2023 als Belastungsprobe für Buy Now Pay Later (BNPL) 

Das Zahlungsmodell BNPL wird im hiesigen Markt immer beliebter. So stiegen am Black Friday die durch BNPL-Käufe erzielte Umsätze im Vergleich zum Vorjahr um satte 187 Prozent (Mollie Daten). Für die Online-Händler ist das in erster Linie eine gute Nachricht, da auch Konsumenten mit weniger Kaufkraft bei ihnen einkaufen und erst später bezahlen müssen. Ihr Geld erhalten die Anbieter dennoch – vorgestreckt von den BNPL-Anbietern. 

Für eben jene Anbieter dieser Zahlungsmodelle könnte die anhaltende Krise jedoch zur ersten großen Belastungsprobe werden.

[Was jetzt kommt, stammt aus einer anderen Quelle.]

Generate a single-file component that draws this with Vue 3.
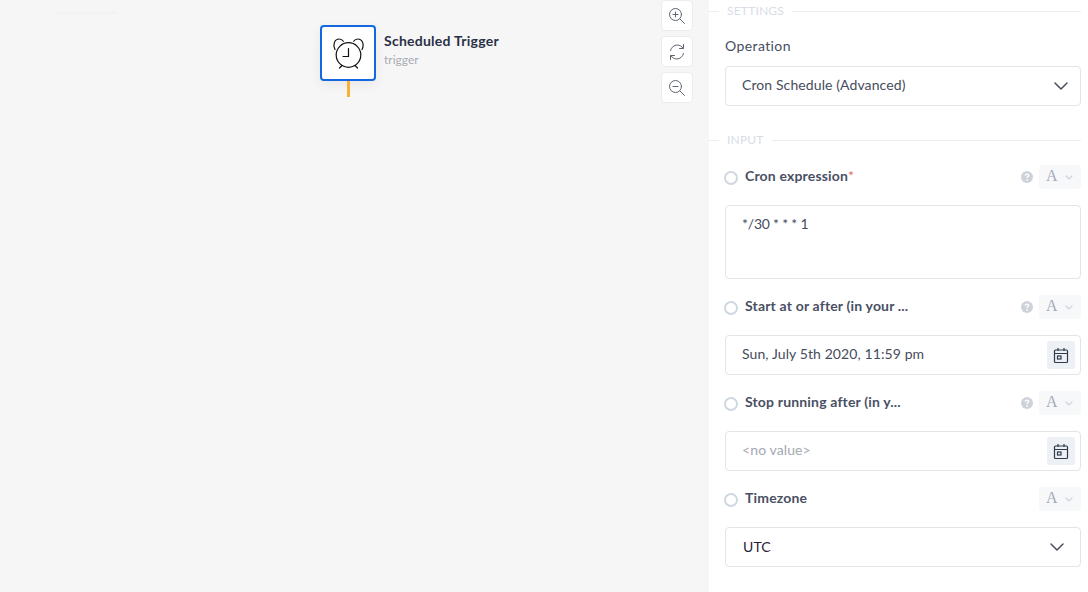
<template>
  <div class="page">
    <div class="canvas">
      <div class="ghost"></div>
      <div class="node">
        <div class="nodeBox">
          <svg width="32" height="32" viewBox="0 0 32 32" fill="none" stroke="#111" stroke-width="1.2" stroke-linecap="round">
            <circle cx="16.500" cy="18" r="12.300" />
            <path d="M16.500 11.500V19.500H11" />
            <path d="M3 12.500C0.500 7.500 2.500 2 7.300 2C9 2 10.300 2.700 11.300 4.300" />
            <path d="M30 12.500C32.500 7.500 30.500 2 25.700 2C24 2 22.700 2.700 21.700 4.300" />
            <path d="M10 28.500L7.500 31M23 28.500L25.500 31" />
          </svg>
        </div>
        <div class="nodeText">
          <div class="nodeTitle">Scheduled Trigger</div>
          <div class="nodeSub">trigger</div>
        </div>
        <div class="nodeLine"></div>
      </div>
      <div class="zoomBar">
        <button class="zoomBtn">
          <svg width="18" height="18" viewBox="0 0 18 18" fill="none" stroke="#5f6570" stroke-width="1" stroke-linecap="round">
            <circle cx="7.500" cy="7.500" r="6" />
            <path d="M12 12L16.500 16.500M7.500 5V10M5 7.500H10" />
          </svg>
        </button>
        <button class="zoomBtn">
          <svg width="18" height="18" viewBox="0 0 18 18" fill="none" stroke="#5f6570" stroke-width="1" stroke-linecap="round" stroke-linejoin="round">
            <path d="M2.500 7.500C3.300 4.300 6 2 9.200 2C11.600 2 13.700 3.200 15 5.200" />
            <path d="M15.500 1.500V5.500H11.500" />
            <path d="M15.500 10.500C14.700 13.700 12 16 8.800 16C6.400 16 4.300 14.800 3 12.800" />
            <path d="M2.500 16.500V12.500H6.500" />
          </svg>
        </button>
        <button class="zoomBtn">
          <svg width="18" height="18" viewBox="0 0 18 18" fill="none" stroke="#5f6570" stroke-width="1" stroke-linecap="round">
            <circle cx="7.500" cy="7.500" r="6" />
            <path d="M12 12L16.500 16.500M5 7.500H10" />
          </svg>
        </button>
      </div>
    </div>

    <div class="panel">
      <div class="sectionHead settingsHead"><span>SETTINGS</span></div>
      <div class="opLabel">Operation</div>
      <div class="field opField">
        <span class="value">Cron Schedule (Advanced)</span>
        <svg class="chev" width="14" height="8" viewBox="0 0 14 8" fill="none" stroke="#4a4f5c" stroke-width="1.500" stroke-linecap="round" stroke-linejoin="round"><path d="M1 1L7 7L13 1" /></svg>
      </div>

      <div class="sectionHead inputHead"><span>INPUT</span></div>

      <template v-for="row in rows" :key="row.label">
        <div class="row">
          <span class="radio"></span>
          <span class="rowLabel">{{ row.label }}<em v-if="row.required">*</em></span>
          <svg v-if="row.help" class="help" width="12" height="12" viewBox="0 0 12 12">
            <circle cx="6" cy="6" r="6" fill="#ced3da" />
            <path d="M4.300 4.700C4.300 3.700 5 3.100 6 3.100C7 3.100 7.700 3.700 7.700 4.500C7.700 5.600 6 5.700 6 7" fill="none" stroke="#fff" stroke-width="1.300" />
            <circle cx="6" cy="8.900" r="0.800" fill="#fff" />
          </svg>
          <div class="typePill">
            <span class="typeA">A</span>
            <svg width="8" height="5" viewBox="0 0 8 5" fill="none" stroke="#ced3da" stroke-width="1.200" stroke-linecap="round"><path d="M1 1L4 4L7 1" /></svg>
          </div>
        </div>

        <div v-if="row.kind === 'area'" class="field area">
          <span class="value">{{ row.value }}</span>
        </div>
        <div v-else-if="row.kind === 'date'" class="field dateField">
          <span class="value" :class="{ empty: row.empty }">{{ row.value }}</span>
          <div class="calBtn">
            <svg width="16" height="17" viewBox="0 0 16 17" fill="none" stroke="#2f3a4c" stroke-width="1.200">
              <rect x="1.500" y="3" width="13" height="12.500" rx="1" />
              <path d="M1.500 6.500H14.500M5 1V4M11 1V4" />
              <rect x="4.500" y="9" width="3.500" height="3" />
            </svg>
          </div>
        </div>
        <div v-else class="field utc">
          <span class="value dark">{{ row.value }}</span>
          <svg class="chev" width="14" height="8" viewBox="0 0 14 8" fill="none" stroke="#4a4f5c" stroke-width="1.500" stroke-linecap="round" stroke-linejoin="round"><path d="M1 1L7 7L13 1" /></svg>
        </div>
      </template>
    </div>
  </div>
</template>

<script setup>
const rows = [
  { label: "Cron expression", required: true, help: true, kind: "area", value: "*/30 * * * 1" },
  { label: "Start at or after (in your ...", help: true, kind: "date", value: "Sun, July 5th 2020, 11:59 pm" },
  { label: "Stop running after (in y...", help: true, kind: "date", value: "<no value>", empty: true },
  { label: "Timezone", kind: "select", value: "UTC" },
];
</script>

<style>
html,
body {
  margin: 0;
  overflow: hidden;
}
</style>

<style scoped>
.page {
  display: flex;
  width: 1088px;
  height: 592px;
  overflow: hidden;
  font-family: "Lato", "Noto Sans", sans-serif;
  font-size: 14px;
  color: #3c4353;
}
.canvas {
  position: relative;
  width: 709px;
  flex-shrink: 0;
  background: #f6f6f6;
}
.ghost {
  position: absolute;
  left: 55px;
  top: 12px;
  width: 62px;
  height: 2px;
  background: #f2f2f2;
}
.node {
  position: absolute;
  left: 320px;
  top: 25px;
}
.nodeBox {
  width: 52px;
  height: 52px;
  display: flex;
  align-items: center;
  justify-content: center;
  background: #fff;
  border: 2px solid #1467e0;
  border-radius: 4px;
  box-shadow: 0 4px 12px rgba(0, 0, 0, 0.06);
}
.nodeText {
  position: absolute;
  left: 64px;
  top: 7px;
  white-space: nowrap;
}
.nodeTitle {
  font-size: 14px;
  font-weight: 700;
  letter-spacing: 0.25px;
  line-height: 18px;
  color: #2a3146;
}
.nodeSub {
  margin-top: 2px;
  font-size: 12px;
  line-height: 16px;
  color: #a9acb5;
}
.nodeLine {
  width: 3px;
  height: 16px;
  margin-left: 27px;
  background: #fbb034;
}
.zoomBar {
  position: absolute;
  left: 661px;
  top: 0;
  display: flex;
  flex-direction: column;
  gap: 5px;
}
.zoomBtn {
  width: 32px;
  height: 31px;
  padding: 0;
  display: flex;
  align-items: center;
  justify-content: center;
  background: #fff;
  border: 1px solid #ececec;
  border-radius: 4px;
}
.panel {
  flex: 1;
  background: #fff;
  padding-right: 7px;
}
.sectionHead {
  display: flex;
  align-items: center;
  height: 22px;
  font-size: 12px;
  line-height: 22px;
  color: #d8dde5;
  letter-spacing: 0.2px;
}
.sectionHead::before {
  content: "";
  width: 10px;
  height: 1px;
  margin-right: 8px;
  background: #eceef1;
}
.sectionHead::after {
  content: "";
  flex: 1;
  height: 1px;
  margin-left: 8px;
  background: #eceef1;
}
.settingsHead {
  margin-bottom: 13px;
}
.inputHead {
  margin-top: 23px;
  margin-bottom: 14px;
}
.opLabel {
  margin-left: 16px;
  height: 22px;
  line-height: 22px;
  margin-bottom: 9px;
  letter-spacing: 0.4px;
  color: #464d60;
}
.field {
  display: flex;
  align-items: center;
  justify-content: space-between;
  box-sizing: border-box;
  height: 40px;
  margin-left: 16px;
  padding: 0 14px 0 16px;
  background: #fff;
  border: 1px solid #e3e4e8;
  border-radius: 4px;
}
.opField {
  padding-right: 12px;
}
.value {
  margin-top: -4px;
  letter-spacing: 0.1px;
  color: #464c5c;
}
.value.empty {
  color: #a4a8b2;
}
.value.dark {
  margin-top: -2px;
  color: #1f2535;
}
.area {
  height: 74px;
  align-items: flex-start;
  padding-top: 9px;
}
.area .value {
  margin-top: 0;
  letter-spacing: -0.2px;
}
.dateField {
  padding-right: 5px;
}
.utc {
  padding: 0 16px 0 17px;
}
.calBtn {
  width: 28px;
  height: 28px;
  display: flex;
  align-items: center;
  justify-content: center;
  background: #edf0f4;
  border-radius: 3px;
}
.row {
  display: flex;
  align-items: center;
  height: 24px;
  margin: 16px 0 16px 15px;
}
.inputHead + .row {
  margin-top: 0;
}
.radio {
  box-sizing: border-box;
  width: 14px;
  height: 14px;
  margin-top: 2px;
  margin-right: 7px;
  border: 2px solid #d0d7e0;
  border-radius: 50%;
}
.rowLabel {
  flex: 1;
  font-weight: 700;
  letter-spacing: 0.17px;
  color: #4a5064;
  margin-top: -4px;
}
.rowLabel em {
  font-style: normal;
  font-weight: 400;
  color: #e06a6a;
}
.help {
  margin-right: 6px;
}
.typePill {
  display: flex;
  align-items: center;
  gap: 7px;
  box-sizing: border-box;
  width: 42px;
  height: 24px;
  padding-left: 7px;
  background: #f7f8fa;
  border-radius: 3px;
}
.typeA {
  margin-top: -2px;
  font-family: "Liberation Serif", serif;
  font-size: 16px;
  color: #a3acb9;
}
</style>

Denn die Freiheit, nicht direkt bezahlen zu müssen, birgt Risiken. Die Inflation macht vielen Verbrauchern zu schaffen, die Gürtel müssen enger geschnallt werden. Im schlimmsten Fall resultiert die Spirale in Zahlungsausfällen, die letztlich die BNPL-Anbieter tragen müssen. Auch Behörden werden vermehrt diese Bezahlmethode unter die Lupe nehmen, um potentiell vermehrten Verschuldungen entgegenzuwirken. Das heißt im Umkehrschluss: Die Plattformen und Algorithmen müssen weiter optimiert werden, um die Grundlage für oder gegen die Bewilligung des BNPL-Angebots optimal zu berechnen. Zudem sollten Anbieter ihr Preismodell auf Resilienz in Krisenzeiten prüfen. 

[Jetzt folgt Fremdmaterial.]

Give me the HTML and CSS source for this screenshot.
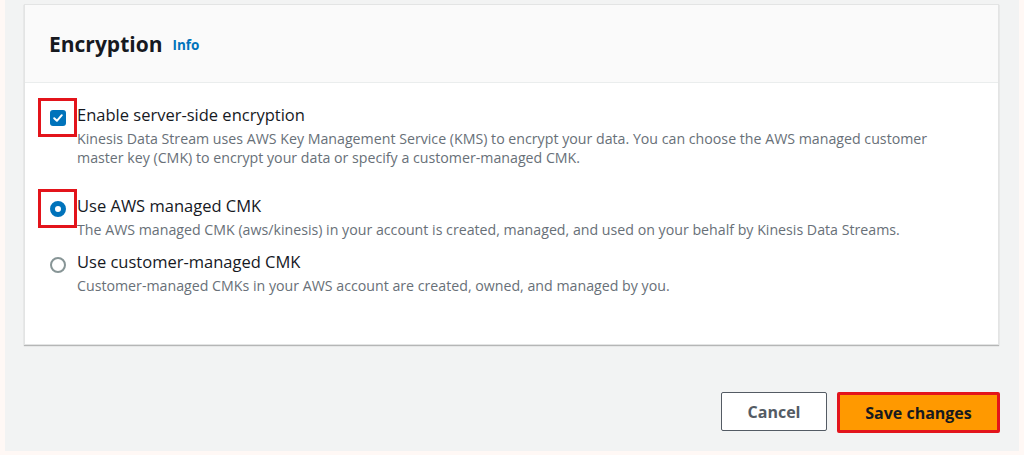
FILE: index.html
```html
<!DOCTYPE html>
<html lang="en">

<head>
    <meta charset="UTF-8">
    <title>Encryption settings</title>
    <link rel="stylesheet" href="styles.css">
</head>

<body>
    <div class="page">
        <div class="card">
            <div class="card_header">
                <h2>Encryption</h2>
                <a class="info" href="#">Info</a>
            </div>
            <div class="card_body">
                <div class="option option_check">
                    <span class="mark_wrap highlight">
                        <span class="checkbox">
                            <svg width="12" height="12" viewBox="0 0 12 12"><path d="M2.2 6.2 L4.9 8.8 L9.8 3.2" fill="none" stroke="#fff" stroke-width="2" stroke-linecap="round" stroke-linejoin="round"/></svg>
                        </span>
                    </span>
                    <div class="option_text">
                        <div class="label">Enable server-side encryption</div>
                        <div class="desc">Kinesis Data Stream uses AWS Key Management Service (KMS) to encrypt your data. You can choose the AWS managed customer master key (CMK) to encrypt your data or specify a customer-managed CMK.</div>
                    </div>
                </div>

                <div class="option option_radio">
                    <span class="mark_wrap highlight">
                        <span class="radio checked"></span>
                    </span>
                    <div class="option_text">
                        <div class="label">Use AWS managed CMK</div>
                        <div class="desc">The AWS managed CMK (aws/kinesis) in your account is created, managed, and used on your behalf by Kinesis Data Streams.</div>
                    </div>
                </div>

                <div class="option option_radio second">
                    <span class="mark_wrap">
                        <span class="radio"></span>
                    </span>
                    <div class="option_text">
                        <div class="label">Use customer-managed CMK</div>
                        <div class="desc">Customer-managed CMKs in your AWS account are created, owned, and managed by you.</div>
                    </div>
                </div>
            </div>
        </div>

        <div class="actions">
            <button class="btn btn_cancel">Cancel</button>
            <button class="btn btn_save">Save changes</button>
        </div>
    </div>
</body>

</html>
```

FILE: styles.css
```css
body {
    margin: 0;
    background: #fff8f5;
    font-family: "Open Sans", "Noto Sans", sans-serif;
    color: #16191f;
}

.page {
    margin: 0 5px;
    height: 451px;
    background: #f2f3f3;
    padding: 4px 20px 0 19px;
    box-sizing: border-box;
}

.card {
    background: #fff;
    border: 1px solid #e3e4e4;
    box-shadow: 0 1px 1px rgba(0, 0, 0, 0.25);
    height: 341px;
    box-sizing: border-box;
}

.card_header {
    height: 78px;
    background: #fafafa;
    border-bottom: 1px solid #eaeded;
    display: flex;
    align-items: center;
    padding: 0 0 0 24px;
    box-sizing: border-box;
}

.card_header h2 {
    margin: 0;
    font-size: 21px;
    font-weight: 700;
    color: #16191f;
}

.info {
    margin-left: 10px;
    margin-top: 3px;
    font-size: 13.5px;
    font-weight: 700;
    color: #0073bb;
    text-decoration: none;
}

.card_body {
    padding: 15px 20px 0 13px;
}

.option {
    display: flex;
    align-items: flex-start;
}

.mark_wrap {
    width: 39px;
    height: 39px;
    box-sizing: border-box;
    display: flex;
    align-items: center;
    justify-content: center;
    flex-shrink: 0;
}

.highlight {
    border: 3px solid #e3141b;
}

.option_text {
    padding-top: 7px;
    width: 885px;
}

.label {
    font-size: 16.5px;
    line-height: 20px;
    color: #16191f;
}

.desc {
    font-size: 14.2px;
    line-height: 19px;
    color: #687078;
    margin-top: 4px;
}

.option_radio {
    margin-top: 22px;
}

.option_radio.second {
    margin-top: 6px;
}

.checkbox {
    width: 16px;
    height: 16px;
    border-radius: 3px;
    background: #0073bb;
    display: flex;
    align-items: center;
    justify-content: center;
}

.radio {
    width: 16px;
    height: 16px;
    border-radius: 50%;
    border: 2px solid #879596;
    box-sizing: border-box;
}

.radio.checked {
    border: 5px solid #0073bb;
}

.actions {
    display: flex;
    justify-content: flex-end;
    gap: 10px;
    margin-top: 47px;
}

.btn {
    font-family: inherit;
    font-size: 16px;
    font-weight: 700;
    height: 39px;
    box-sizing: border-box;
    border-radius: 2px;
    cursor: pointer;
}

.btn_cancel {
    width: 106px;
    background: #fff;
    border: 1px solid #545b64;
    color: #545b64;
}

.btn_save {
    width: 163px;
    height: 41px;
    background: #ff9900;
    border: 3px solid #e3141b;
    color: #16191f;
    margin-right: -1px;
}
```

Das laufende Geschäftsjahr wird also mitnichten ein leichtes. Mit Blick auf die mittelfristige Zukunft dürfen Online-Händler jedoch weiterhin optimistisch bleiben. Sobald sich Inflation und Rezession abschwächen, wird auch der Online-Handel den gewohnten Zulauf wie zu Vorkrisenzeiten wieder zu spüren bekommen. Bis dahin sollten Händler ihre Budgets rigoros analysieren: Braucht es wirklich eine weitere, teure Google Ads Kampagne? Oder kann ich mit innovativen Aktionen auf Social Media meine Zielgruppe besser erreichen und die Kundenbindung erhöhen? Wie kann ich außerdem meinen Webshop optimieren? Hier gibt es je nach Region starke Unterschiede, beispielsweise bei den bevorzugten Bezahlarten. Wenn ich den Webshop und den Check-Out-Prozess effizienter mache, steigen auch die Umsätze – mithilfe von monetär vergleichsweise überschaubaren Mitteln.